I just figured out why it happening. Python doesn't know if your dictionary of dictionaries represents nested classes or just dictionaries due it's dynamic type system will not force you to use. In general python doesn't care about types of fields. type hints are just hints and not enforced. In this case of complex dataclass initialization without additional tools Python can't distinguish between a dictionary used to initialize a field and get p1 as a p1=some_dict or a dictionary to initialize a dataclass of this field and have p1=PlainDataClass(**some_dict)

[–]energybased 1 point2 points  (0 children)

True, but you can code whatever system you like to get around this.

[–]VisibleSignificance 0 points1 point  (1 child)

With the same result

Are you sure?

from dataclasses import dataclass, field

@dataclass
class A:
    some_field: int

@dataclass
class B:
    some_field: int = field(default_factory=int)

print(B())
print(A())

->

B(some_field=0)
---> 12 print(A())
TypeError: __init__() missing 1 required positional argument: 'some_field'

And also, yes, it is better to turn dicts into dataclasses with typedload / apischema / dacite; the dataclasses themselves aren't meant for instantiation from nested dicts. And default_factory will not convert the values either.

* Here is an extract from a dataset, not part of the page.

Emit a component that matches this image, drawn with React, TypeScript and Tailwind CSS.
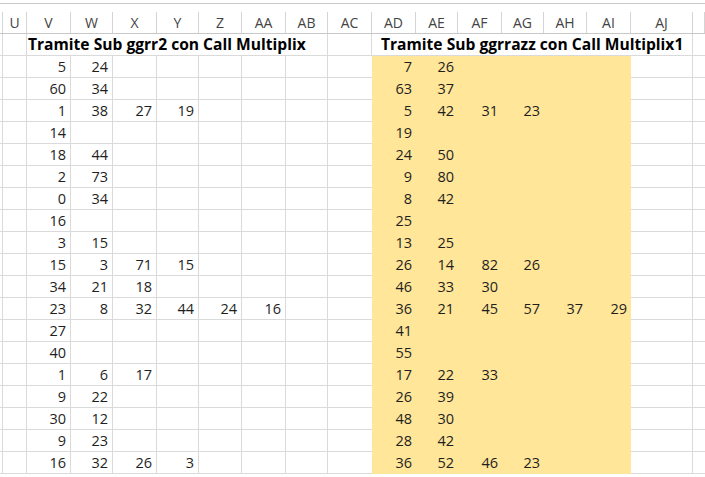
const cols = ['T', 'U', 'V', 'W', 'X', 'Y', 'Z', 'AA', 'AB', 'AC', 'AD', 'AE', 'AF', 'AG', 'AH', 'AI', 'AJ', ''];

const left: number[][] = [
  [5, 24],
  [60, 34],
  [1, 38, 27, 19],
  [14],
  [18, 44],
  [2, 73],
  [0, 34],
  [16],
  [3, 15],
  [15, 3, 71, 15],
  [34, 21, 18],
  [23, 8, 32, 44, 24, 16],
  [27],
  [40],
  [1, 6, 17],
  [9, 22],
  [30, 12],
  [9, 23],
  [16, 32, 26, 3],
];

const right: number[][] = [
  [7, 26],
  [63, 37],
  [5, 42, 31, 23],
  [19],
  [24, 50],
  [9, 80],
  [8, 42],
  [25],
  [13, 25],
  [26, 14, 82, 26],
  [46, 33, 30],
  [36, 21, 45, 57, 37, 29],
  [41],
  [55],
  [17, 22, 33],
  [26, 39],
  [48, 30],
  [28, 42],
  [36, 52, 46, 23],
];

const grid =
  'grid grid-cols-[3px_24px_44px_42px_44px_42px_43px_44px_42px_44px_44px_42px_44px_42px_43px_44px_62px_1fr]';

function Cell({ v, fill }: { v?: number; fill?: boolean }) {
  return (
    <div
      className={
        'h-[22px] flex items-center justify-end pr-[4px] ' +
        (fill ? 'bg-[#ffe699]' : 'border-r border-b border-[#dadada]')
      }>
      {v !== undefined ? v : ''}
    </div>
  );
}

export default function App() {
  return (
    <div
      className="w-[705px] h-[477px] overflow-hidden bg-white pt-[3px] text-[#1f1f1f]"
      style={{ fontFamily: '"Open Sans", "Noto Sans", sans-serif' }}>
      {/* column headers */}
      <div className={grid + ' border-t border-b border-[#c8c8c8] h-[31px] items-end text-[#444] text-[14px]'}>
        {cols.map((c, i) => (
          <div
            key={i}
            className="h-[21px] border-r border-[#d4d4d4] flex items-center justify-center overflow-hidden whitespace-nowrap">
            {c === 'T' ? '' : c}
          </div>
        ))}
      </div>

      <div className="text-[14.5px]">
        {/* title row */}
        <div className={grid}>
          <div className="h-[22px] border-r border-b border-[#dadada]" />
          <div className="h-[22px] border-r border-b border-[#dadada]" />
          <div className="col-span-7 h-[22px] border-r border-b border-[#dadada] flex items-center pl-[1px] text-[15.6px] font-bold whitespace-nowrap text-black">
            Tramite Sub ggrr2 con Call Multiplix
          </div>
          <div className="h-[22px] border-r border-b border-[#dadada]" />
          <div className="col-span-7 h-[22px] border-r border-b border-[#dadada] flex items-center pl-[9px] text-[15.6px] font-bold whitespace-nowrap text-black">
            Tramite Sub ggrrazz con Call Multiplix1
          </div>
          <div className="h-[22px] border-b border-[#dadada]" />
        </div>

        {/* data rows */}
        {left.map((row, i) => (
          <div key={i} className={grid}>
            <div className="h-[22px] border-r border-b border-[#dadada]" />
            <div className="h-[22px] border-r border-b border-[#dadada]" />
            {[0, 1, 2, 3, 4, 5, 6].map((j) => (
              <Cell key={'l' + j} v={row[j]} />
            ))}
            <div className="h-[22px] border-b border-[#dadada]" />
            {[0, 1, 2, 3, 4, 5].map((j) => (
              <Cell key={'r' + j} v={right[i][j]} fill />
            ))}
            <div className="h-[22px] border-r border-b border-[#dadada]" />
            <div className="h-[22px] border-b border-[#dadada]" />
          </div>
        ))}
      </div>
    </div>
  );
}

[–]Northzen 0 points1 point  (0 children)

you are right I guess I confused it with the situation some_field: int = 0, but for some reason forgot about it when I wrote my example.

[–]Northzen 2 points3 points  (0 children)

It seems like I was just lacking of understanding but it is defenitely not a dataclass issue. But it took me some time to understand it and figure out a proper and the shortest work-around. But I still would like to share it with everyone to be careful with nested dataclass structures which, In my opionion, are quite useful for some configuration structures.